One day we all had to attend a hall where gas masks were being given out.  The children were all given Mickey Mouse masks but when it got to my turn there were none left so I had to have a grown up one in case of a gas attack.  Another day we all rushed out into the street to see the barrage balloons high in the sky.  They looked like large rugby balls with ears on.  They were to deter the German warplanes when they came.  At night searchlights lit up the sky looking for the enemy.  And all our windows had to be fitted with blackout so that German aeroplanes couldn’t be guided by our lights.  One night the air raid warning siren sounded and I was snatched from my bed wrapped in a blanket (a siren suit) and rushed into the air raid shelter.  I could hear sounds like thunder a long way away.  Inside the shelter it was dark and musty smelling.  I was asked if I wanted to go on the top bunk with cousin Johnny but I thought “If a bomb drops it will hit the top bunk first” so I chose the middle one and was tucked in right against the wall.  But soon a very large lady climbed in beside me and I couldn’t see or breathe.  Next time I went on the top bunk.

We only had candles to see with and one night the sirens sounded and we all rushed into the shelter but my Gran realised that our next door neighbour wasn’t there so she went back and brought her in.  As she bent over to sit her down, she was very old, Grandmas’s tin helmet slipped (she was an air raid warden so had to have one) and cut the old lady’s nose.  By this time the German aeroplanes were thundering over head trying to bomb the railway and the shipyard but old Uncle Tommy went rushing out the back to get a doctor who stopped the nose bleed.

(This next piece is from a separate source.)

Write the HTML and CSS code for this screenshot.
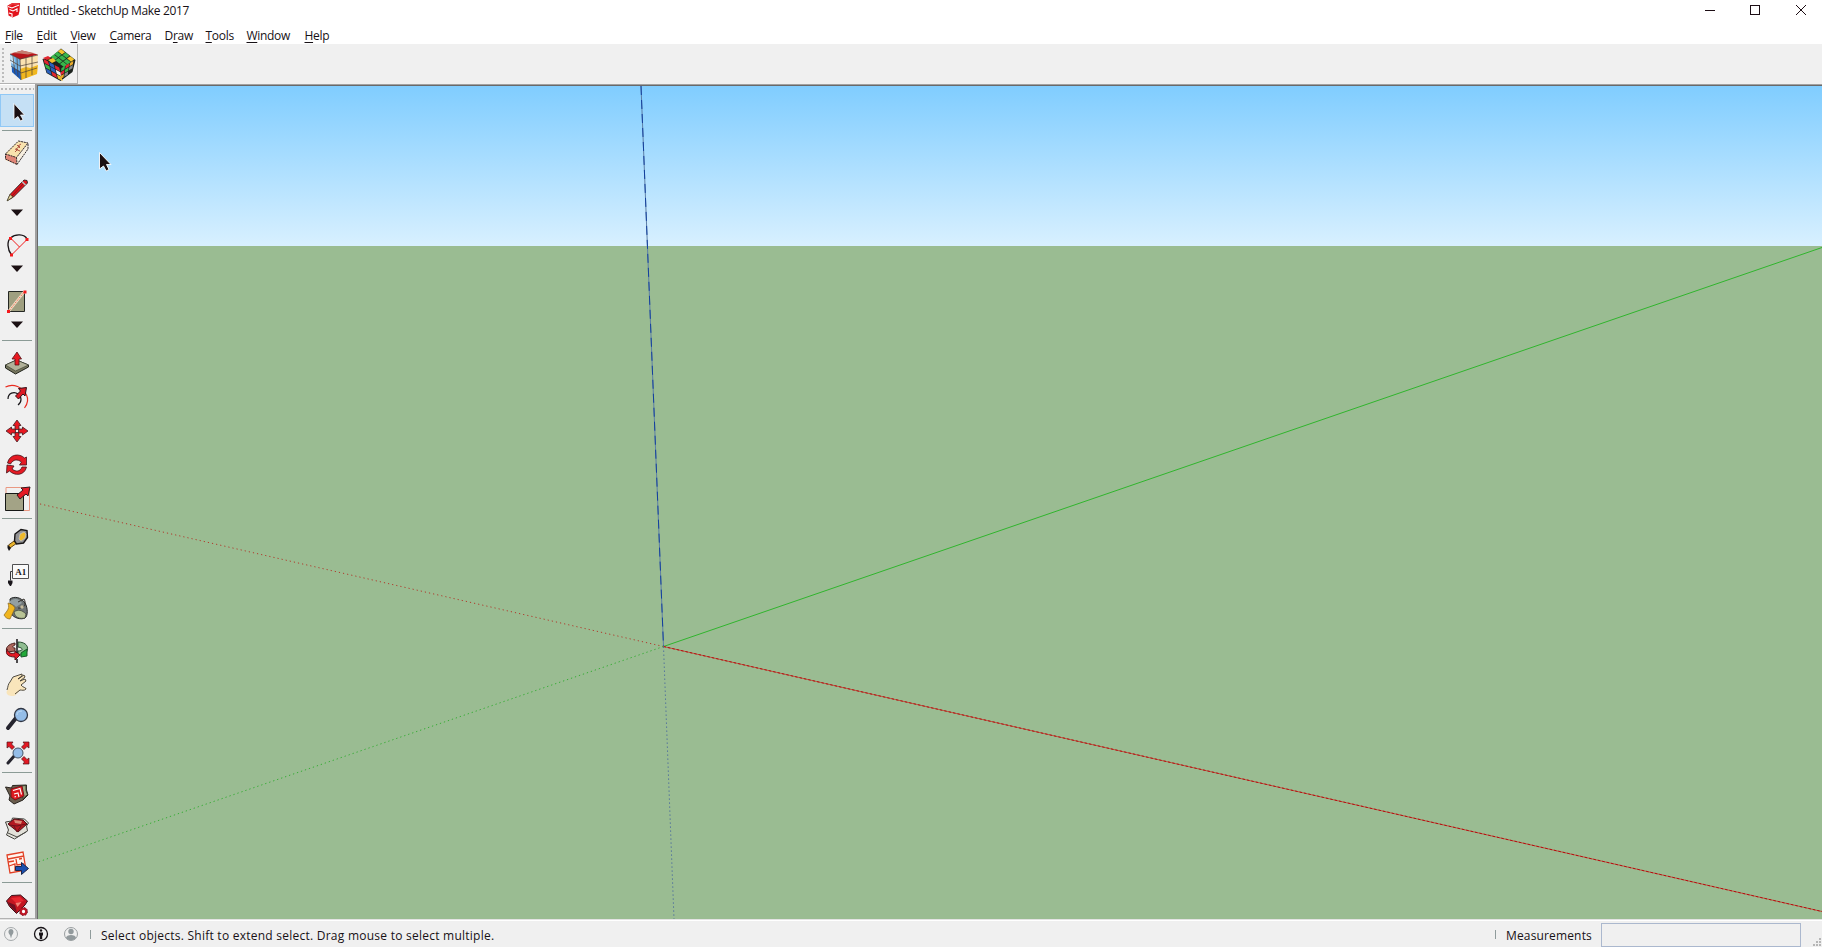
FILE: index.html
```html
<!DOCTYPE html>
<html lang="en">
<head>
<meta charset="utf-8">
<title>Untitled - SketchUp Make 2017</title>
<link rel="stylesheet" href="styles.css">
</head>
<body>
<div class="app">
  <header class="titlebar">
    <svg class="logo" viewBox="7 2 15 16"><path d="M7.500 5.500L12 3.500l8-.5-.5 8-1 4-6 2.500-4-2z" fill="#e2131b"/><path d="M8 6.500l4 1.500 7-3M9.500 9.500l3.500 1.500 4-2v3M9 13l3 1v3" fill="none" stroke="#fff" stroke-width="1.100"/><path d="M8 5.500L12 3l8 .5-3 2-4-1-3 2z" fill="#e8343a"/></svg>
    <span class="title">Untitled - SketchUp Make 2017</span>
    <svg class="winctl" viewBox="1700 0 122 22" shape-rendering="crispEdges"><path d="M1705 10.500h10" stroke="#1c0d14"/><path d="M1750.500 5.500h9v9h-9z" fill="none" stroke="#1c0d14"/><path d="M1796 5l10 10M1806 5l-10 10" stroke="#1c0d14" shape-rendering="auto"/></svg>
  </header>
  <nav class="menubar">
    <span class="m-file"><u>F</u>ile</span><span class="m-edit"><u>E</u>dit</span><span class="m-view"><u>V</u>iew</span><span class="m-camera"><u>C</u>amera</span><span class="m-draw">D<u>r</u>aw</span><span class="m-tools"><u>T</u>ools</span><span class="m-window"><u>W</u>indow</span><span class="m-help"><u>H</u>elp</span>
  </nav>
  <div class="toolbar">
    <div class="plugins">
      <span class="grip-v"></span>
      <svg class="cubes" viewBox="8 46 69 38">
        <g stroke-linejoin="round">
        <path d="M10 54l10 5 1 21-9-8z" fill="#6fb0e4"/><path d="M20 59l18-4-1 19-16 6z" fill="#fbe2b0"/><path d="M10 54l12-3.500 16 4-18 5z" fill="#b8151b"/><path d="M12 53l10-2.500 12 2.500-6 1.500-8-1z" fill="#c57d70"/>
        <path d="M20 69l6-2 4 1 8-3-1 9-16 6z" fill="#f0b71f"/><path d="M10 55l4 2 1 8-4-2z" fill="#c6e3f8"/><path d="M12 67l8 4 1 9-9-8z" fill="#1c5cbd"/>
        <path d="M20 59l1 21M26 58v20M32 56v19M20 66l18-4M21 73l16-5M10 60l10 6M11 66l10 7M13 56l2 18M17 58l1 19M10 54l10 5 18-4" fill="none" stroke="#4e4038" stroke-width=".7"/>
        </g>
        <path d="M61 48.500l14.500 11.500-3 12-12 9-14-8-4-14 9-2z" fill="#1b221d"/>
        <g transform="matrix(4.600 3.600 -3.600 2.700 61 49)" fill="#38b64a"><path d="M0 0h.88v.86H0z" fill="#f3c52d"/><path d="M1 0h.88v.86H1zM0 1h.88v.86H0zM1 1h.88v.86H1zM0 2h.88v.86H0zM1 2h.88v.86H1zM2 1h.88v.86H2zM2 2h.88v.86H2z"/><path d="M2 0h.88v.86H2z" fill="#f3c52d"/></g>
        <g transform="matrix(5.500 3 1.200 4.700 43.500 59)"><path d="M0 0h.85v.86H0zM2 0h.85v.86H2zM1 2h.85v.86H1z" fill="#e32731"/><path d="M1 0h.85v.86H1zM1 1h.85v.86H1zM0 2h.85v.86H0z" fill="#2b60bd"/><path d="M0 1h.85v.86H0z" fill="#38b64a"/><path d="M2 1h.85v.86H2z" fill="#f5f5f5"/><path d="M2 2h.85v.86H2z" fill="#f3bf2d"/></g>
        <g transform="matrix(4.200 -2.500 -.500 4 61.500 68)"><path d="M0 0h.82v.82H0zM1 1h.82v.82H1z" fill="#38b64a"/><path d="M1 0h.82v.82H1zM0 1h.82v.82H0z" fill="#e32731"/><path d="M2 0h.82v.82H2zM0 2h.82v.82H0z" fill="#e9aa2b"/><path d="M2 1h.82v.82H2zM1 2h.82v.82H1z" fill="#898c91"/></g>
        <path d="M43 58l5-2 3 2-4 2z" fill="#e32731"/><path d="M48 60l5-2 3 3-4 2z" fill="#f3bf2d"/>
      </svg>
    </div>
  </div>
  <main class="workspace">
    <aside class="tools">
      <span class="grip-h"></span>
      <div class="tool active"><svg viewBox="1 95 32 31"><path d="M14 103.500v16l4-3 2.500 4.500 2.500-1.500-2.500-4.500h4z" fill="#1b1013" stroke="#fff" stroke-width=".8"/></svg></div>
      <hr>
      <svg class="tool first" viewBox="0 136 34 34"><path d="M18.500 141l9.500 2-11 21.500-11.500-4.500.5-7z" fill="#f9e3ae"/><path d="M5.500 154l11 3.500.5 7-11.500-5z" fill="#e08577"/><path d="M28 143v6l-11 15.500-.5-7z" fill="#f6eedf"/><path d="M18.500 141l9.500 2v6l-11 15.500-11.500-5.500v-5zM5.500 154l11 3.500L28 143M16.500 157.500l.5 7" fill="none" stroke="#30282b" stroke-dasharray="2 .7"/><path d="M15 152l3-3M16 149l4-3M18 146l3-2M15 149l5 2M17 145l3 3" stroke="#a74435" stroke-width=".9"/></svg>
      <svg class="tool split" viewBox="0 170 34 56"><path d="M7.500 200.500l2.500-6L24 180l3 .5.500 2.500-14 14z" fill="#dd141b" stroke="#2c2023" stroke-width=".9"/><path d="M7 201l3-6.500 3 2.500z" fill="#e8d9a0" stroke="#414127" stroke-width=".7"/><path d="M22 181.500l3.500 3.500" stroke="#b9c2c2" stroke-width="1.500"/><path d="M12 196l11-12" stroke="#8e111b"/><path class="drop" d="M11 209.500h12L17 216z"/></svg>
      <svg class="tool split" viewBox="0 226 34 56"><path d="M11.500 255C7 249 7 241 10.500 238c5-4.500 14-4 16.500 1" fill="none" stroke="#171215" stroke-width="1.300"/><path d="M11.500 255L27 239.500M10.500 238l9 9" stroke="#f01b1b" fill="none"/><path d="M9 237h3v3H9zM25.500 238h3v3h-3zM10 253.500h3v3h-3z" fill="#f41a1d"/><path class="drop" d="M11 265.500h12L17 272z"/></svg>
      <svg class="tool split last" viewBox="0 282 34 55"><path d="M8.500 291.500h16v20h-16z" fill="#9f9f80" stroke="#242724"/><path d="M8.500 311.500l16-20" stroke="#f3ddc5" stroke-width="2.500"/><path d="M8.500 311.500l16-20" stroke="#e45435" stroke-dasharray="1 1.200"/><path d="M7 310h3v3H7zM23.500 290.500h3v3h-3z" fill="#f41a1d"/><path class="drop" d="M11 321.500h12L17 328z"/></svg>
      <hr>
      <svg class="tool first" viewBox="0 346 34 34"><path d="M5.500 365l11-5 12 5v2l-13 7-10-6z" fill="#77765e" stroke="#20231c"/><path d="M5.500 365l11-5 12 5-13 6z" fill="#b1b199" stroke="#33372a" stroke-width=".6"/><path d="M15 365v-6h-3l5-7 4.500 7H19v6z" fill="#e91921" stroke="#541317" stroke-width=".8"/></svg>
      <svg class="tool" viewBox="0 380 34 34"><path d="M5.500 387c8-4 17 0 21 8 2 4 1 9-2 13" fill="none" stroke="#e92b20" stroke-width="1.200"/><path d="M8 399c0-6 6-8 10-5 4 3 4 8 0 11" fill="none" stroke="#171518" stroke-width="1.200"/><path d="M15.500 396l5-5-2-2.500 8-1-1.500 8.500-2-2-4.500 5z" fill="#dc1a24" stroke="#321016"/></svg>
      <svg class="tool" viewBox="0 414 34 34"><path d="M17 420l4 5.500h-2v4h-4v-4h-2zM17 442l4-5.500h-2v-4h-4v4h-2zM6 431l5.500-4v2h4v4h-4v2zM28 431l-5.500-4v2h-4v4h4v2z" fill="#e81821" stroke="#422024" stroke-width=".8"/></svg>
      <svg class="tool" viewBox="0 448 34 34"><path d="M7.500 463c2-9 12-10 17-5l2-1v8h-7l2-3c-4-3-8-3-11 2zM26.500 467c-2 9-12 9-17 4l-3 2 .5-8 7 1-2 3c4 3 8 3 10-2z" fill="#e51a23" stroke="#43151b" stroke-width=".8"/></svg>
      <svg class="tool last" viewBox="0 482 34 35"><path d="M6 487.500h23.500v23H6z" fill="none" stroke="#e99882"/><path d="M5.500 493.500h18v17h-18z" fill="#a3a386" stroke="#151715"/><path d="M17 495l6-5-2-2 9-1-2 9-2-2-6 5z" fill="#e51b25" stroke="#34191d"/></svg>
      <hr>
      <svg class="tool first" viewBox="0 524 34 34"><path d="M8.500 545l7-5 1.500 3-7 5z" fill="#e9b42c" stroke="#654713"/><path d="M15 534l6-4.500 6 1 .5 7-4 5.500-7 1-2-3z" fill="#929294" stroke="#171515" stroke-width="1.400"/><path d="M20 534l4-2 2 2-1 4-4 3-2-2z" fill="#efb92a" stroke="#c9c9c4" stroke-width=".7"/><path d="M7.500 545l3.500 3-2 3-1.500-3z" fill="#171517"/></svg>
      <svg class="tool" viewBox="0 558 34 34"><path d="M12.500 564.500h16v14h-16z" fill="#fafafa" stroke="#505052"/><path d="M12 571.500h-1.500v9" fill="none" stroke="#39383a"/><path d="M8 580.500h4.500V583l-1.500 3h-1L8 583z" fill="#19151a"/><text x="15.200" y="575" class="label">A1</text></svg>
      <svg class="tool last" viewBox="0 592 34 35"><path d="M10 599c4-3 11-2 15 4 3 5 3 13 0 15-4 2-12 0-14-5z" fill="#6f7576" stroke="#242626"/><path d="M9 602c4-4 10-4 13 1l-6 4c-2-3-5-3-7-5z" fill="#939fa2"/><path d="M14 612c4-3 8-2 12 2l-1 4c-5 1-10 0-11-6z" fill="#b8c395" stroke="#394035" stroke-width=".7"/><path d="M8 603c4 1 6 3 7 5l-5 11c-3 0-5-2-6-4l3-4c2-3 2-4 1-8z" fill="#f0b51f" stroke="#8a681f" stroke-width=".7"/><path d="M18 602l6-3c3 5 0 10-6 9" fill="none" stroke="#35312c"/><circle cx="22" cy="607" r="1.700" fill="#c7bc9c"/></svg>
      <hr>
      <svg class="tool first" viewBox="0 634 34 34"><path d="M18 642c8 0 12 5 8 11l-8 3v-5c5 0 6-3 0-4z" fill="#8fbd91" stroke="#284e31"/><path d="M15 643c-7 1-10 5-8 9l8-1v-3c-3 0-3-2 0-3z" fill="#ae675c" stroke="#4d2420"/><path d="M7 649c1 4 4 5 8 4v-2l5 4-5 5v-3c-7 0-10-3-8-8z" fill="#e31822" stroke="#581319"/><path d="M27 649v7l-6 1v-4z" fill="#21aa38" stroke="#195529"/><path d="M17 639v14M17 659v4" stroke="#171417" stroke-width="1.500"/></svg>
      <svg class="tool" viewBox="0 668 34 34"><path d="M6.500 692c2-3 1-6 3-9l4-6 3-1 6-2v2l-4 3 6-4 1 2-5 4 5-2 1 2-5 4c2 3 5 2 5 4-2 2-4 1-6 1-4 4-5 6-8 6-3 0-6-1-6-4z" fill="#f9e5bb"/><path d="M7 690c1-3 1-6 3-8l3-5 3-1 6-2v2l-4 3 6-4 1 2-5 4 5-2 1 2-5 4c2 3 5 2 5 4-2 2-4 1-6 1l-5 4" fill="none" stroke="#3d3930" stroke-width=".9"/></svg>
      <svg class="tool" viewBox="0 702 34 34"><path d="M8 728l8-10" stroke="#25242e" stroke-width="4" stroke-linecap="round"/><circle cx="21" cy="715" r="6.500" fill="#94bde8" stroke="#303644" stroke-width="1.300"/><path d="M17 715c0-3 2-4 5-4" fill="none" stroke="#bfdcf5"/></svg>
      <svg class="tool last" viewBox="0 736 34 35"><path d="M8 763l7-8" stroke="#25242e" stroke-width="3" stroke-linecap="round"/><path d="M7 742h6l-1.500 2 3 3-2.500 2.500-3-3L7 748zM29 742h-6l1.500 2-3 3 2.500 2.500 3-3 2 1.500zM29 764h-6l1.500-2-3-3 2.500-2.500 3 3 2-1.500z" fill="#e31822" stroke="#4c151a" stroke-width=".7"/><circle cx="18" cy="753" r="5" fill="#94bde8" stroke="#455568"/></svg>
      <hr>
      <svg class="tool first" viewBox="0 778 34 34"><path d="M5.500 787l6 1 1-2.500 14-.5v5l1.500 5-5 5-9 4-5-4 1-4z" fill="#695d4d" stroke="#28231f"/><path d="M20 786l6-.5v5l1.500 4-4.500 4z" fill="#a1aa84" stroke="#373b2c"/><path d="M11 789l11-3 2 10-9 4-4-3z" fill="#dd1920" stroke="#76161a"/><path d="M13 790.500l7-2 1.500 6M14 794l4-1 1 4M14.500 797l1.500-.5" fill="none" stroke="#fff" stroke-width="1.100"/></svg>
      <svg class="tool" viewBox="0 812 34 34"><path d="M5.500 822l6-1 1-3 12 1 4 4-2 3 1 5-13 8-8-4 2-5z" fill="#e2e1d9" stroke="#454540"/><path d="M8 824l6-5 9 1 4 4-9 8z" fill="#b41820" stroke="#501117"/><path d="M14 820l8 1-1 3-6-1z" fill="#d98c79"/><path d="M9 825l8 1 9-2M14 826l3 6 4-6" fill="none" stroke="#6d131a"/><path d="M8 833l9 4 9-5" fill="none" stroke="#4c4c47"/></svg>
      <svg class="tool last" viewBox="0 846 34 35"><path d="M7 855l16-3 3 18-16 3z" fill="#fff5ef" stroke="#e14025" stroke-width="1.300"/><path d="M8 859l16-3M8 862l6-1M16 859l1 6 7-1M9 866l6-2v7M19 859l3-.5" fill="none" stroke="#e14025" stroke-width="1.300"/><path d="M15.500 866.500h6v-4l7 6-7 6v-4h-6z" fill="#1b4fae" stroke="#18264b"/></svg>
      <hr>
      <svg class="tool first gem" viewBox="0 888 34 31"><path d="M6.500 901l5-5.500 9-.5 7 6-2.500 4-8.500 8.500-7-7z" fill="#c31621" stroke="#38121a"/><path d="M8 902l7 3 2 8-7-7z" fill="#701021"/><path d="M11 898l9-1 4 4-8 2z" fill="#e92730"/><path d="M15.500 903l6-1-4 5z" fill="#f28174"/><circle cx="23.500" cy="911.500" r="2.800" fill="#fff" stroke="#be1726" stroke-width="2.300"/><circle cx="23.500" cy="911.500" r="4" fill="none" stroke="#68131e" stroke-dasharray="1.400 1.740"/></svg>
    </aside>
    <div class="frame">
    <svg class="viewport" viewBox="38 86 1784 833" preserveAspectRatio="none">
      <defs><linearGradient id="sky" x1="0" y1="0" x2="0" y2="1"><stop offset="0" stop-color="#80cdff"/><stop offset="1" stop-color="#d8f0ff"/></linearGradient></defs>
      <rect x="38" y="86" width="1784" height="160" fill="url(#sky)"/>
      <rect x="38" y="246" width="1784" height="673" fill="#9abc92"/>
      <g fill="none" stroke-width="1">
        <path d="M641 86L663.500 646.500" stroke="#5d7fa6"/>
        <path d="M641 86L663.500 646.500" stroke="#123f9d" stroke-dasharray="9 5"/>
        <path d="M663.500 646.500L1822 247.500" stroke="#30b52d"/>
        <path d="M663.500 646.500L1822 911.500" stroke="#b9583f"/>
        <path d="M663.500 646.500L1822 911.500" stroke="#b30d12" stroke-dasharray="2.500 2"/>
        <path d="M663.500 646.500L38 503.500" stroke="#b03a2c" stroke-dasharray="1.200 3"/>
        <path d="M663.500 646.500L38 862" stroke="#36ad35" stroke-dasharray="1.300 2.900"/>
        <path d="M663.500 646.500L674 919" stroke="#54749c" stroke-dasharray="1.500 2.500"/>
      </g>
      <path d="M99.500 152.500v16.500l4-3 2.700 5 2.800-1.500-2.500-5h4.500z" fill="#1b1013" stroke="#fff" stroke-width=".9"/>
    </svg>
    </div>
  </main>
  <footer class="status">
    <svg class="status-icons" viewBox="0 921 96 26"><g fill="none"><circle cx="11" cy="934" r="6.500" stroke="#a6aaac"/><circle cx="41" cy="934" r="6.500" stroke="#171317" stroke-width="1.300"/><circle cx="71" cy="934" r="6.500" stroke="#9a9fa1"/></g><path d="M11 938.500l-1-3.500c-3-3-1-6 1-6s4 3 1 6z" fill="#929a9d"/><circle cx="41" cy="930.500" r="1.200" fill="#171317"/><path d="M39 932.500h4v3h-.8v3.500h-2.400v-3.500H39z" fill="#171317"/><circle cx="71" cy="931.500" r="2.700" fill="#929a9d"/><path d="M66 938c0-4 10-4 10 0-2 3-8 3-10 0z" fill="#929a9d"/><path d="M90.500 930v9" stroke="#8f9b9b"/></svg>
    <span class="hint">Select objects. Shift to extend select. Drag mouse to select multiple.</span>
    <span class="tick"></span>
    <span class="measure">Measurements</span>
    <input class="value" type="text" aria-label="Measurements">
    <svg class="resize" viewBox="0 0 8 8"><path d="M6 0h2v2H6zM3 3h2v2H3zM6 3h2v2H6zM0 6h2v2H0zM3 6h2v2H3zM6 6h2v2H6z" fill="#b6b6b6"/></svg>
  </footer>
</div>
</body>
</html>
```
FILE: styles.css
```css
* { box-sizing: border-box; }
body { margin: 0; overflow: hidden; font: 12px/16px "Open Sans", "Noto Sans", sans-serif; color: #171116; }
svg { display: block; flex: none; }
.app { width: 1822px; height: 947px; display: flex; flex-direction: column; background: #f0f0f0; }
.titlebar { height: 22px; background: #fff; display: flex; align-items: flex-start; padding-left: 7px; }
.logo { width: 15px; height: 16px; margin-top: 2px; }
.title { margin: 3px auto 0 5px; letter-spacing: -.35px; white-space: nowrap; }
.winctl { width: 122px; height: 22px; }
.menubar { height: 22px; background: #fff; display: flex; padding: 6px 0 0 5px; letter-spacing: -.3px; }
.menubar u { text-underline-offset: 2px; text-decoration-thickness: 1px; text-decoration-skip-ink: none; }
.m-file { width: 31.5px; }
.m-edit { width: 34px; }
.m-view { width: 39px; }
.m-camera { width: 55px; }
.m-draw, .m-tools { width: 41px; }
.m-window { width: 58px; }
.toolbar { height: 40px; background: #f0f0f0; }
.plugins { width: 78px; height: 40px; display: flex; align-items: flex-start; padding: 0 0 0 2px; border-right: 1px solid #b2b2b2; border-bottom: 1px solid #b2b2b2; }
.grip-v { width: 2px; height: 34px; margin: 4px 4px 0 0; background: repeating-linear-gradient(#bcbcbc 0 2px, transparent 2px 4px); }
.cubes { width: 69px; height: 38px; margin-top: 2px; }
.workspace { height: 835px; flex: none; display: flex; }
.tools { width: 35px; height: 835px; flex: none; display: flex; flex-direction: column; background: #f0f0f0; border-top: 1px solid #fff; border-bottom: 1px solid #b2b2b2; }
.grip-h { width: 33px; height: 2px; flex: none; margin: 3px 0 4px 1px; background: repeating-linear-gradient(90deg, #b8b8b8 0 2px, transparent 2px 4px); }
.tool { width: 34px; height: 34px; flex: none; }
.tool.active { height: 33px; background: #c5e0f5; border: 1px solid #90c8f6; margin-bottom: 3px; }
.active svg { width: 32px; height: 31px; }
.tool.split { height: 56px; }
.tool.last { height: 35px; }
.tool.split.last { height: 55px; margin-bottom: 2px; }
.tool.gem { height: 31px; }
.tools hr { width: 30px; height: 1px; flex: none; border: 0; margin: 0 0 0 2px; background: #8b9b96; }
.tool.last + hr { margin-top: 1px; }
.tool.first { margin-top: 5px; }
.drop { fill: #1b1013; }
.label { font: bold 9px "Liberation Serif", serif; fill: #202022; }
.frame { width: 1787px; height: 835px; border-left: 2px solid #a0a0a0; border-top: 1px solid #a0a0a0; }
.viewport { width: 1785px; height: 834px; border-left: 1px solid #696969; border-top: 1px solid #696969; }
.status { height: 28px; display: flex; align-items: flex-start; border-top: 1px solid #e3e3e3; background: #f0f0f0; box-shadow: inset 0 1px #fff; }
.status-icons { width: 96px; height: 26px; margin-top: 1px; }
.hint { margin: 8px auto 0 5px; white-space: nowrap; letter-spacing: .245px; }
.tick { width: 1px; height: 9px; margin: 10px 10px 0 0; background: #8f9b9b; }
.measure { width: 95px; margin-top: 8px; letter-spacing: .15px; }
.value { width: 200px; height: 24px; margin: 3px 12px 0 0; border: 1px solid #abb8ce; background: #f0f0f0; }
.resize { width: 8px; height: 8px; margin-top: 18px; margin-right: 1px; }
```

Then one night the noise from the bombers was unbearable even with our ear plugs in and there was a tremendous explosion.  We knew there had been a direct hit but it wasn’t until next morning when the all clear sounded and we came out of the shelter it was revealed that the house at the end of our street had been bombed out.  Thankfully the family had been in the air raid shelter.  By this time, I had shelter cough and my hair was getting thin.  Children from Jarrow, Hebburn and Newcastle had already been evacuated to the country and one day my mam said to me that she was taking me to Evenwood.  She said it was a lovely place and Uncle Tom and Aunt Mary lived there and they would look after me ‘til the bombers went away.  I remember going to a phone box to find out the bus times and there was a sentry guarding it.  He had to ask my mam who she was phoning – in case she was a spy!  My Grandma had knitted a red suit for my doll and my mam, Aunty Millie and me took the bus to Newcastle then from Newcastle to Bishop then from Bishop to Evenwood.  It was the Bluebell Bus and I remember riding past the fields with real cows and sheep which I had never seen before.  It was a beautiful summer’s day and I remember turning in at Evenwood Gate and riding past gardens full of flowers and thinking this must be the place everybody had been talking about – peace.  I thought “peace” was a place.  We got off the bus at Walter Willsons and walking down Swan Street.  Uncle Tommy and Auntie Mary and their family were waiting to greet us.

I was nearly 5.  They all made me welcome and I didn’t realise when mam and Auntie Millie left, I wouldn’t be seeing them for a long time.  Aunt Millie was in the Forces – a secretary, working in Brussells.  I made a friend on my first day and she lived near the Post Office, Ann Hodgson.  She brought a ball for us to play donkey against the Swan wall.  I was taken to Ramshaw School and my first teacher was Miss Amy Moore.  I remember her asking me who had knit the beautiful clothes for my doll.  Her fingers were covered in chalk.  She told all the class my name and where I came from and assured me that she thought that there would not be any bombs or guns coming to Evernwood.

It wasn’t until I was much older I realised that the war from 1939 – 1945 had been caused by a man called Hitler, a German whose evil influence caused so much death and destruction, even the holocaust but in the end he was beaten and good men and women gave their lives to bring peace.  But Hitler was responsible for changing the path my life would take – becoming an evacuee then eventually being adopted by the family who took me in.  I’m glad it was this village and happy in the family who guarded me in the wartime.  Dad (Tommy Clarkson) a public spirited man who worked hard for the community of Evenwood and mam (Mary Clarkson) who, as well as running a fish shop until she was 76, was responsible among others for bringing the Pentecostal Church to Evenwood in 1928 and which is now the Cornerstone Christian Centre where Harry (now 77) still does Kids Alive and Maggie (now 87) is a regular attendee.

As an evacuee in 1942, I was nurtured by this family and although I returned to Wallsend after the war in what turned out to be the worst 8 months of my life, the winter of 1946/47 when we had no heating and very little food, I was glad to come home to Evenwood where “The heart yearns to be.”  I really felt I was home when our Harry took me up to the Empire (the old picture house) and a shout went up from the ninepennies – “Fish is back!” – Fish was my school nick-name which at 10 years old I didn’t like very much but I was over the moon to hear it again.

Like my Auntie Millie, I became a secretary and worked for Durham County Council for 46 years including the Old Shire Hall, Spennymoor Divisional Education Office and Bishop Auckland Div. Ed. Office then Ramshaw School secretary for 9 years then Evenwood School for 22 years.

Probably a very different outcome if I’d stayed on Tyneside, so being an evacuee turned out well for me.